Funzionalità e bellezza sono dunque il nuovo mantra. Non una senza l’altra. Le persone cercano spazi che rispondano ai loro ritmi reali, che siano belli ma anche pratici, pensati per essere vissuti e non solo fotografati. Secondo il Global Wellness Institute, oltre il 73% delle persone considera la propria abitazione un elemento del proprio benessere, non in termini finanziari, ma nel senso che contribuisce a farci sentire bene, per la sua capacità di proteggerci in quanto “grotta moderna” e allo stesso tempo, di raccontare chi siamo. Ed è in questo scenario che cucina e bagno rappresentano forse più di altri, la nuova filosofia dell’abitare: un’esperienza quotidiana di qualità.
Si evince quindi, che la casa non può essere un prodotto meramente di tendenza ma un processo, che deve tener conto delle specificità di chi la abita. Per questo non credo nel concetto di “tendenza”, inteso come un approccio neutro, che prende le proposte del mercato e le replica in modo cieco e seriale, un approccio che causa forza maggiore diventa, se applicato, incapace di rispecchiare l’individuo nella sua specificità. Al contrario, le tendenze devono ispirarci, offrire nuovi linguaggi e direzioni, ma non devono diventare gabbie.
La nuova tendenza, forse dovrebbe essere il progetto su misura, che nasce dal carattere della persona che condiziona e abiterà quegli spazi. Una casa cucita addosso, come un abito sartoriale che ci fa sentire accolti. E l’accoglienza oggi, è più che mai un lusso.
In ultimo, per rispondere alla domanda “cosa è la casa oggi?”, non possiamo farlo senza parlare del lavoro, che molti svolgono stando a casa. È un cambiamento epocale che ha trasformato le nostre abitudini e con esse i nostri spazi. Infatti, quando ristrutturo un appartamento mi viene sempre chiesto di concepire, uno spazio preposto al lavoro. Questo è senza dubbio un’enorme opportunità: riduzione dell’inquinamento ambientale, ottimizzazione del nostro tempo, che possiamo concepire in modo differente. La casa smette di essere solo un dormitorio in cui rientro la sera. Dall’altro lato però, rischia di diventare una prigione invisibile. Molti mi raccontano di sentirsi “sempre al lavoro”, come se non esistesse più un confine tra il professionale e il personale. È per questo che oggi un professionista di interior, deve saper creare spazi definiti ma anche fluidi nel senso di adattabili, flessibili e che sappiano conferire un senso di accoglienza, benessere e funzionalità.

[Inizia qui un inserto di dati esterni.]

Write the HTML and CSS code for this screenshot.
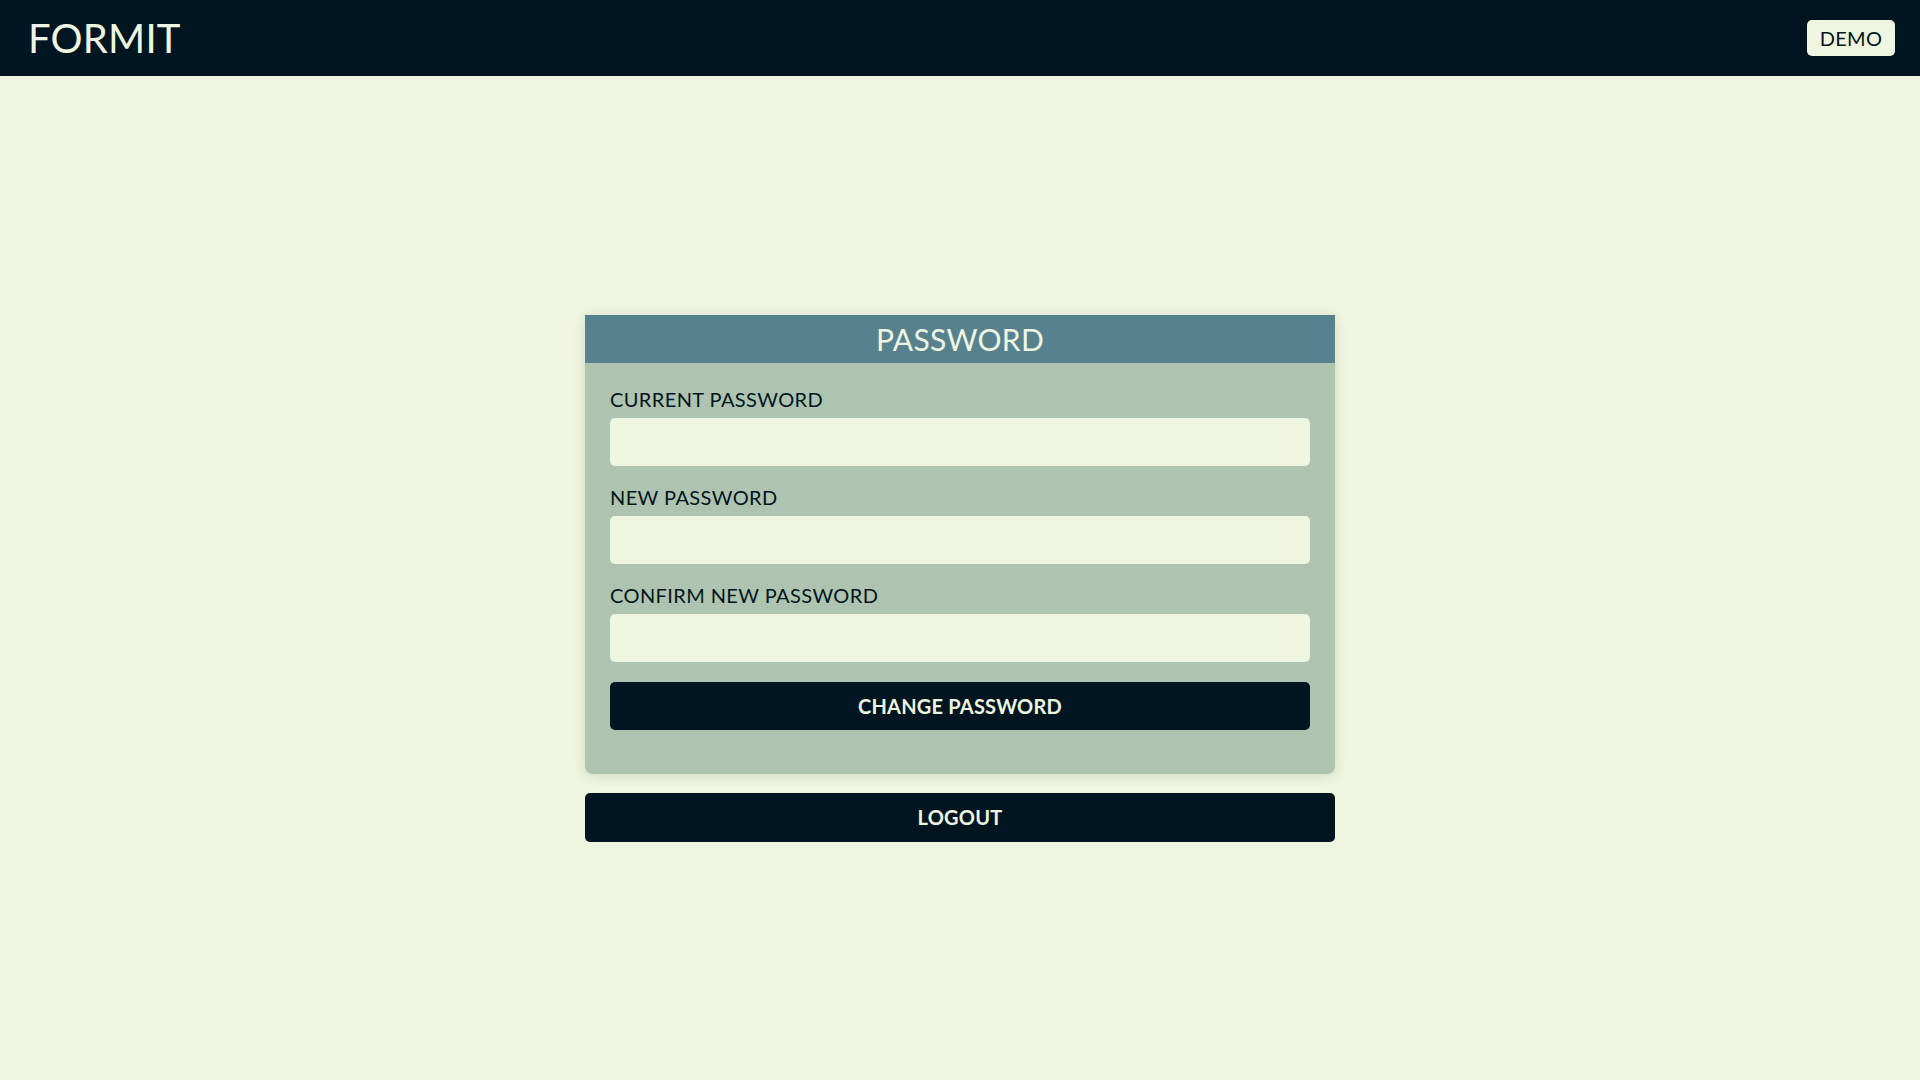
FILE: index.html
```html
<!DOCTYPE html>
<html lang="en">
<head>
<meta charset="utf-8">
<title>Formit - Password</title>
<link rel="stylesheet" href="styles.css">
</head>
<body>
<header class="topbar">
  <div class="brand">FORMIT</div>
  <button class="demo">DEMO</button>
</header>
<main class="main">
  <div class="stack">
    <section class="card">
      <h1 class="card-title">PASSWORD</h1>
      <form class="card-body">
        <label class="field">
          <span class="label">CURRENT PASSWORD</span>
          <input class="input" type="password">
        </label>
        <label class="field">
          <span class="label">NEW PASSWORD</span>
          <input class="input" type="password">
        </label>
        <label class="field">
          <span class="label">CONFIRM NEW PASSWORD</span>
          <input class="input" type="password">
        </label>
        <button class="btn" type="button">CHANGE PASSWORD</button>
      </form>
    </section>
    <button class="btn logout" type="button">LOGOUT</button>
  </div>
</main>
</body>
</html>
```

FILE: styles.css
```css
* { box-sizing: border-box; }
html, body { height: 100%; }
body {
  margin: 0;
  background: #eef5e0;
  color: #011520;
  font-family: "Lato", "Open Sans", sans-serif;
  display: flex;
  flex-direction: column;
}
.topbar {
  height: 76px;
  flex: none;
  background: #011520;
  display: flex;
  align-items: center;
  justify-content: space-between;
  padding: 0 25px 0 28px;
}
.brand {
  color: #eef5e0;
  font-size: 40px;
  line-height: 1;
  letter-spacing: 0.2px;
}
.demo {
  height: 36px;
  width: 88px;
  border: none;
  border-radius: 5px;
  background: #eef5e0;
  color: #011520;
  font-family: inherit;
  font-size: 20px;
  letter-spacing: 0.3px;
  padding: 0;
}
.main {
  flex: 1;
  display: flex;
  align-items: center;
  justify-content: center;
}
.stack {
  width: 750px;
  display: flex;
  flex-direction: column;
  gap: 19px;
}
.card {
  background: #aec4b0;
  border-radius: 0 0 8px 8px;
  box-shadow: 0 2px 12px rgba(80, 100, 60, 0.18);
}
.card-title {
  margin: 0;
  height: 48px;
  background: #58818f;
  color: #eef5e0;
  font-weight: 400;
  font-size: 30px;
  line-height: 48px;
  letter-spacing: 0.3px;
  text-align: center;
}
.card-body {
  padding: 24px 25px 44px;
  display: flex;
  flex-direction: column;
}
.field {
  display: flex;
  flex-direction: column;
  gap: 7px;
  margin-bottom: 19px;
}
.field:nth-of-type(3) { margin-bottom: 20px; }
.label {
  font-size: 20px;
  line-height: 24px;
  letter-spacing: 0.4px;
}
.input {
  height: 48px;
  border: none;
  border-radius: 5px;
  background: #eef5e0;
  font-family: inherit;
  font-size: 18px;
  padding: 0 12px;
  outline: none;
}
.btn {
  height: 48px;
  border: none;
  border-radius: 5px;
  background: #011520;
  color: #eef5e0;
  font-family: inherit;
  font-size: 20px;
  font-weight: 700;
  letter-spacing: 0.2px;
  cursor: pointer;
}
.logout { height: 49px; }
```
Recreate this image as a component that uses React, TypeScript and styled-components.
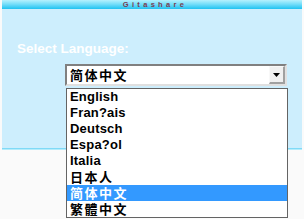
import React from "react";
import styled, { createGlobalStyle } from "styled-components";

const Global = createGlobalStyle`
  html, body { margin: 0; padding: 0; background: #fafafa; }
  body { width: 304px; height: 219px; overflow: hidden; font-family: "Liberation Sans", Arial, sans-serif; }
`;

const Page = styled.div`
  padding: 0 2px;
  width: 300px;
`;

const Header = styled.div`
  height: 9px;
  background: linear-gradient(to bottom, #b6f1fd 0%, #6fdcf9 50%, #20c3f1 100%);
  display: flex;
  justify-content: center;
  align-items: center;
`;

const Title = styled.span`
  font-family: "Liberation Sans", Arial, sans-serif;
  font-weight: bold;
  font-size: 7.5px;
  letter-spacing: 3.3px;
  color: #7a3c52;
  line-height: 7px;
  margin-left: 6px;
`;

const Panel = styled.div`
  position: relative;
  height: 140px;
  background: #cdeefd;
  border-bottom: 1px solid #7fdaf7;
  box-shadow: 0 1px 0 #b5ecfb;
  box-sizing: border-box;
  padding: 32px 0 0 15px;
`;

const Label = styled.div`
  color: #ffffff;
  font-weight: bold;
  font-size: 13.5px;
  line-height: 16px;
`;

const SelectBox = styled.div`
  position: absolute;
  left: 63px;
  top: 55px;
  width: 222px;
  height: 22px;
  box-sizing: border-box;
  background: #ffffff;
  border-top: 2px solid #808080;
  border-left: 2px solid #808080;
  border-right: 2px solid #e0e0e0;
  border-bottom: 2px solid #e0e0e0;
  display: flex;
  align-items: center;
`;

const Value = styled.span`
  flex: 1;
  padding-left: 3px;
  font-family: "Noto Sans CJK SC", sans-serif;
  font-weight: bold;
  font-size: 13px;
  letter-spacing: 1.5px;
  line-height: 16px;
  color: #000;
`;

const ArrowButton = styled.div`
  width: 16px;
  height: 18px;
  box-sizing: border-box;
  background: #f0f0f0;
  border-top: 1px solid #f8f8f8;
  border-left: 1px solid #f8f8f8;
  border-right: 2px solid #a0a0a0;
  border-bottom: 2px solid #a0a0a0;
  display: flex;
  align-items: center;
  justify-content: center;
`;

const List = styled.ul`
  position: absolute;
  left: 64px;
  top: 79px;
  width: 222px;
  margin: 0;
  padding: 0;
  list-style: none;
  box-sizing: border-box;
  background: #ffffff;
  border: 1px solid #646464;
  z-index: 2;
`;

const Item = styled.li<{ $active?: boolean; $cjk?: boolean }>`
  display: flex;
  align-items: center;
  height: 16px;
  line-height: 16px;
  padding-left: 3px;
  font-weight: bold;
  font-size: 13px;
  letter-spacing: ${(p) => (p.$cjk ? "1.5px" : "0.2px")};
  font-family: ${(p) =>
    p.$cjk ? '"Noto Sans CJK SC", sans-serif' : '"Liberation Sans", Arial, sans-serif'};
  background: ${(p) => (p.$active ? "#3399ff" : "transparent")};
  color: ${(p) => (p.$active ? "#ffffff" : "#000000")};
  white-space: nowrap;
`;

const items: { label: string; cjk?: boolean; active?: boolean }[] = [
  { label: "English" },
  { label: "Fran?ais" },
  { label: "Deutsch" },
  { label: "Espa?ol" },
  { label: "Italia" },
  { label: "日本人", cjk: true },
  { label: "简体中文", cjk: true, active: true },
  { label: "繁體中文", cjk: true },
];

export default function App() {
  return (
    <Page>
      <Global />
      <Header>
        <Title>Gitashare</Title>
      </Header>
      <Panel>
        <Label>Select Language:</Label>
        <SelectBox>
          <Value>简体中文</Value>
          <ArrowButton>
            <svg width="7" height="4" viewBox="0 0 7 4">
              <polygon points="0,0 7,0 3.5,4" fill="#000" />
            </svg>
          </ArrowButton>
        </SelectBox>
        <List>
          {items.map((it) => (
            <Item key={it.label} $active={it.active} $cjk={it.cjk}>
              {it.label}
            </Item>
          ))}
        </List>
      </Panel>
    </Page>
  );
}
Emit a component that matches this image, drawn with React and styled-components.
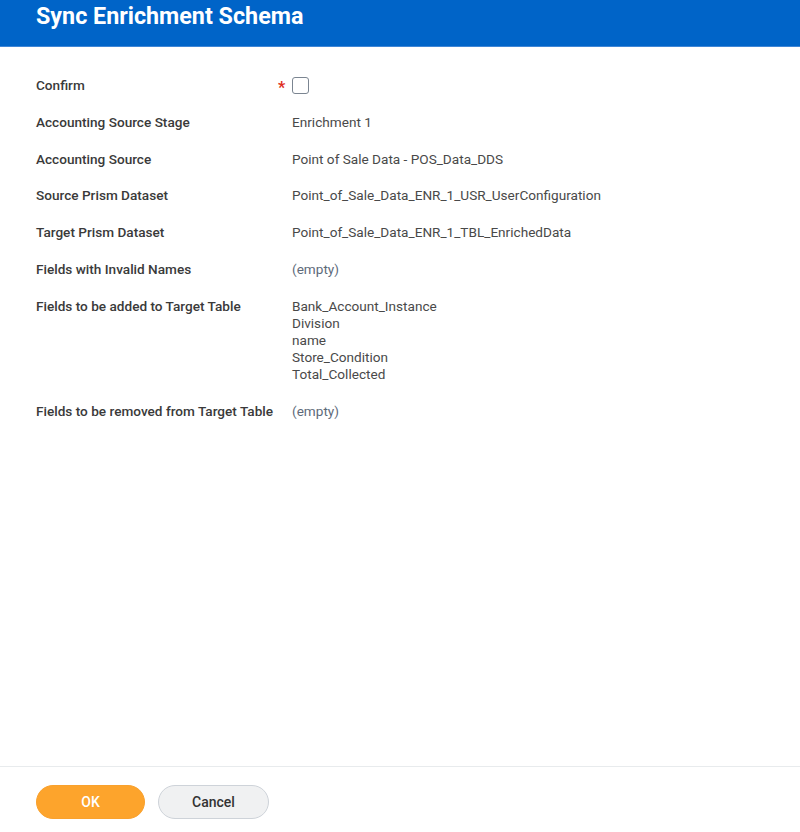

Per creare questo senso di benessere, bellezza e funzionalità, che vorrei eleggere a nuove tendenze in senso filosofico -al di là dei colori dell’anno, dei formati delle piastrelle e del tipo di decori- non posso dimenticare un altro aspetto: la biofilia che assume quindi un ruolo fondamentale. Non si tratta solo di convivere con le piante dentro casa, ma di ricreare un legame con la natura attraverso la luce e materiali naturali: un pavimento che restituisce la sensazione della pietra, una pianta le cui foglie ci fanno da ombrello mentre leggiamo, seduti sulla nostra poltrona di casa. Insomma dettagli che parlano al nostro inconscio, che ci donano serenità e quindi benessere psico-fisico. La biofilia non è una tendenza “green”, ma forse il contrario, una risposta all’esigenza sempre più crescente di rallentare i ritmi, di recuperare equilibrio e serenità; in un mondo iperconnesso e digitale, ci ricorda che siamo parte di qualcosa di più grande, e che la casa può essere il ponte tra l’uomo e la natura.
Quando progetto, parto sempre da una domanda semplice: cosa ti fa sentire a casa? Le risposte cambiano ogni volta. C’è chi mi parla del profumo del caffè al mattino, chi della luce che filtra alle quattro del pomeriggio, chi del silenzio della sera. Perché la casa deve assomigliare a chi la abita, non a chi la disegna.
Il progettista è lo strumento dell’unica vera tendenza che è la persona, nella sua unicità.